The word cholangiocarcinoma was not part of our vocabulary till 2010, along with words like tumor markers, bilirubin, liver panels, bile ducts and so many more words we didn’t want to know. I use the word “we” because this is a family journey. I was diagnosed with stage IV intrahepatic cholangiocarcinoma at the age of 46 and given six months to live. I didn’t feel sick, so how could I be dying?
I remember the day well, I left work early to take our oldest son Jacob to see a gastroenterologist. He would soon be leaving for college, and we thought he might be lactose intolerant. The doctor, who is also a family friend, asked me how I was doing, and I said fine. He asked again and I said tired. Thank goodness this raised a red flag for him, because in my mind I thought everyone was tired. He pressed for more information, and I remembered I had a tenderness under my right breast, but I had been told it was costochondritis and never gave it another thought. He finished with our son and turned to me and said I would like you to have an abdominal ultrasound tomorrow, I suspect you may have a gallbladder problem.
The next day, I reluctantly went for what I thought was an unnecessary test during lunch. I returned to work and shortly after, my doctor was on the phone. He told me that I did not have a gallbladder problem but, instead I had a large mass occupying about 75% of my liver. I don’t think I heard anything after the word mass. I grabbed everything off my desk, threw it in my bag and ran out of work crying. I never thought it would be my last day at a position and company that I loved so much; I had spent 22 years with this company, and everyone was like family.
The next week was a whirlwind of tests and appointments. The prognosis was bile duct cancer also known as cholangiocarcinoma, a rare and deadly cancer of the liver with no cure. I was told I was not a candidate for a surgical liver resection, and I could choose chemotherapy, but it would only prolong my life and not be curative. Hope of growing old with my husband and our two sons, Jacob and Noah was a fleeting thought. I have several heroes in my life and my husband David is one of them. We met in high school at the young age of 16 and have been soulmates since. David said six months was unacceptable and researched the best places and doctors for liver cancers. We are fortunate that The Cleveland Clinic is a short drive from our house.
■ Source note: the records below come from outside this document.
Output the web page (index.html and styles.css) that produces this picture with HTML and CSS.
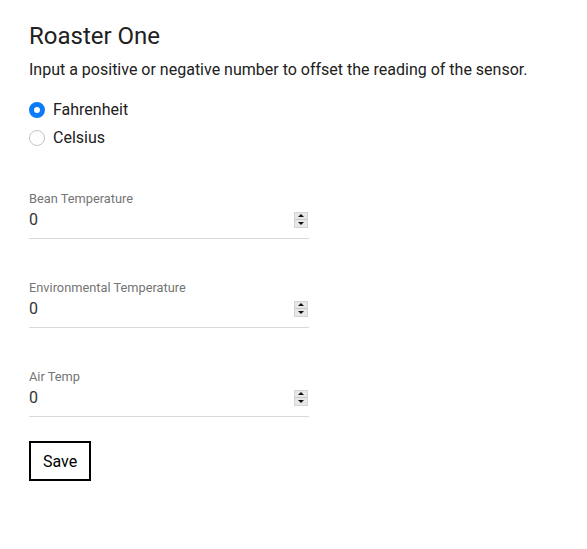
FILE: index.html
```html
<!DOCTYPE html>
<html lang="en">
<head>
    <meta charset="UTF-8">
    <meta name="viewport" content="width=device-width, initial-scale=1.0">
    <title>Roaster One</title>
    <link rel="stylesheet" href="styles.css">
</head>
<body>

<div class="settings">
    <h2>Roaster One</h2>
    <p class="hint">Input a positive or negative number to offset the reading of the sensor.</p>

    <!-- Unit choice -->
    <div class="units">
        <label class="radio"><input type="radio" name="unit" checked> Fahrenheit</label>
        <label class="radio"><input type="radio" name="unit"> Celsius</label>
    </div>

    <!-- Offsets -->
    <div class="field">
        <label for="bean">Bean Temperature</label>
        <div class="value-row">
            <input id="bean" type="number" value="0">
            <span class="spin"><i class="up"></i><i class="down"></i></span>
        </div>
    </div>

    <div class="field">
        <label for="env">Environmental Temperature</label>
        <div class="value-row">
            <input id="env" type="number" value="0">
            <span class="spin"><i class="up"></i><i class="down"></i></span>
        </div>
    </div>

    <div class="field">
        <label for="air">Air Temp</label>
        <div class="value-row">
            <input id="air" type="number" value="0">
            <span class="spin"><i class="up"></i><i class="down"></i></span>
        </div>
    </div>

    <button class="save">Save</button>
</div>

</body>
</html>
```

FILE: styles.css
```css
body {
    margin: 0;
    font-family: Roboto, "Liberation Sans", sans-serif;
    color: #212121;
}

.settings {
    padding: 20px 29px;
}

h2 {
    margin: 0;
    font-size: 24px;
    font-weight: 400;
    line-height: 32px;
}

.hint {
    margin: 6px 0 16px;
    font-size: 16px;
    line-height: 24px;
}

.units {
    display: flex;
    flex-direction: column;
    gap: 4px;
}

.radio {
    display: flex;
    align-items: center;
    gap: 8px;
    font-size: 16px;
    line-height: 24px;
}

.radio input {
    appearance: none;
    box-sizing: border-box;
    width: 16px;
    height: 16px;
    margin: 0;
    border: 1px solid #c4c4c4;
    border-radius: 50%;
    background: #fff;
}

.radio input:checked {
    border: 5px solid #0b7bf7;
}

.field {
    width: 280px;
    margin-top: 40px;
    border-bottom: 1px solid #d8d8de;
}

.field label {
    display: block;
    font-size: 12.8px;
    line-height: 18px;
    color: #757575;
}

.value-row {
    display: flex;
    align-items: center;
    padding: 2px 1px 9px 0;
}

.value-row input {
    flex: 1;
    min-width: 0;
    border: none;
    padding: 0;
    font-family: inherit;
    font-size: 16px;
    line-height: 19px;
    color: #333;
    outline: none;
    appearance: textfield;
}

.value-row input::-webkit-inner-spin-button {
    display: none;
}

/* drawn spinner, like the native one */
.spin {
    display: flex;
    flex-direction: column;
    width: 14px;
    height: 16px;
    background: #e8e8e8;
    border: 1px solid #d4d4d4;
    box-sizing: border-box;
}

.spin i {
    flex: 1;
    display: flex;
    align-items: center;
    justify-content: center;
}

.spin i + i {
    border-top: 1px solid #c8c8c8;
}

.spin i::after {
    content: "";
    border-left: 3px solid transparent;
    border-right: 3px solid transparent;
}

.spin .up::after {
    border-bottom: 3px solid #111;
}

.spin .down::after {
    border-top: 3px solid #111;
}

.save {
    margin-top: 24px;
    height: 40px;
    padding: 0 12px;
    background: #fff;
    border: 2px solid #000;
    font-family: inherit;
    font-size: 16px;
    color: #000;
}
```
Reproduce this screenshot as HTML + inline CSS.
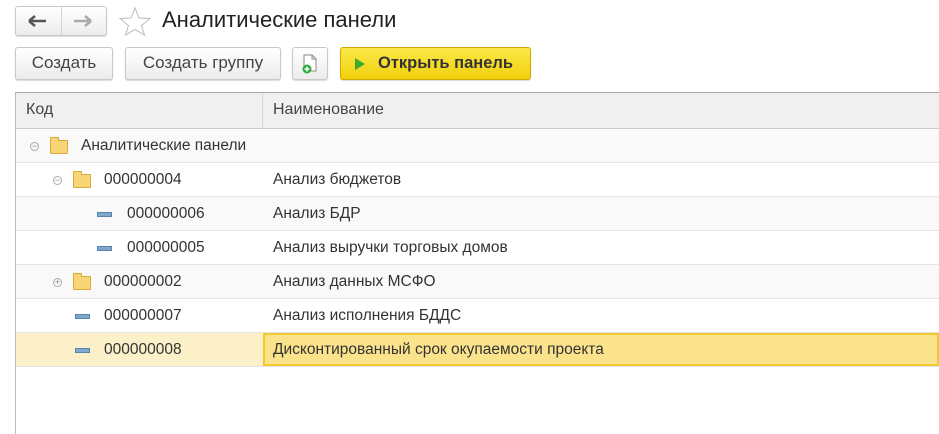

Our first appointment at Cleveland Clinic was with my second hero, Dr. John Fung, a liver surgeon. He was kind and compassionate and assured us he could remove the cancerous tumor from my liver. Our hope was restored, but we were still cautiously optimistic knowing the surgery came with great risks. I had 78% of my liver removed in an 11 1/2-hour surgery. It was followed by six months of chemotherapy. We were able to breathe a little easier, but it was short lived. The cancer would return 4 more times with a total of 8 tumors. There was another liver resection, several more chemotherapy regiments and SBRT (Steriotactic Body Radiation Therapy) multiple times.
Yes, I am a survivor, but it does not come without its own set of emotional and physical problems. The treatments have left me with daily pain, neuropathy, skin issues and more. I struggle with survivors’ guilt and quarterly scans, and blood work still give me an anxiety attack. These are nothing compared with dealing with active cancer, so I guess I’m blessed to have these new problems.
When I was first diagnosed, I felt so alone and I didn’t want other newly diagnosed patients to feel alone, so I decided to focus my energy on others. I’ve been mentoring patients since 2011 and it is my love and my passion. I’m also a volunteer Research Advocate and Patient Advocate for The Cholangiocarcinoma Foundation. The Cholangiocarcinoma Foundations website is the first place a newly diagnosed patient needs to go. It is an incredible resource and filled with the tools to navigate the best possible treatment protocols available. Our family established Craine’s Cholangiocarcinoma Crew(501c3) in 2012 and we raise research funds. I’ve had the opportunity to advocate on Capitol Hill for the The Liver Illness Visibility, Education and Research (LIVER) Act, the bill takes bold steps to increase investments in research, prevention, and awareness activities to address liver disease and liver cancer, which continues to grow in incidence and is the 2nd deadliest cancer. I researched and presented at my first poster session at AACR. My research was on the impact of having a mentor during a cancer journey. I’ve worked with Industry to make sure that the patient voice is heard in clinical trials and drug development. I’m a graduate of the Research Advocacy Network and The Scientist-Survivor Class of 2021.
My cancer and experiences have helped me to serve others in a more knowledgeable and compassionate way. The experiences have taught me to live, love and cherish each day, each breathe and each person who joins me on my journey. My recommendations for newly diagnosed cholangiocarcinoma patients are to to seek out a second or even third opinion with a multi-disciplinary team of cholangiocarinoma experts, make sure you have biomarker testing, go to cholangiocarcinoma.org and never, never, never give up hope. Hope is learning from yesterday, living for today and hoping for tomorrow.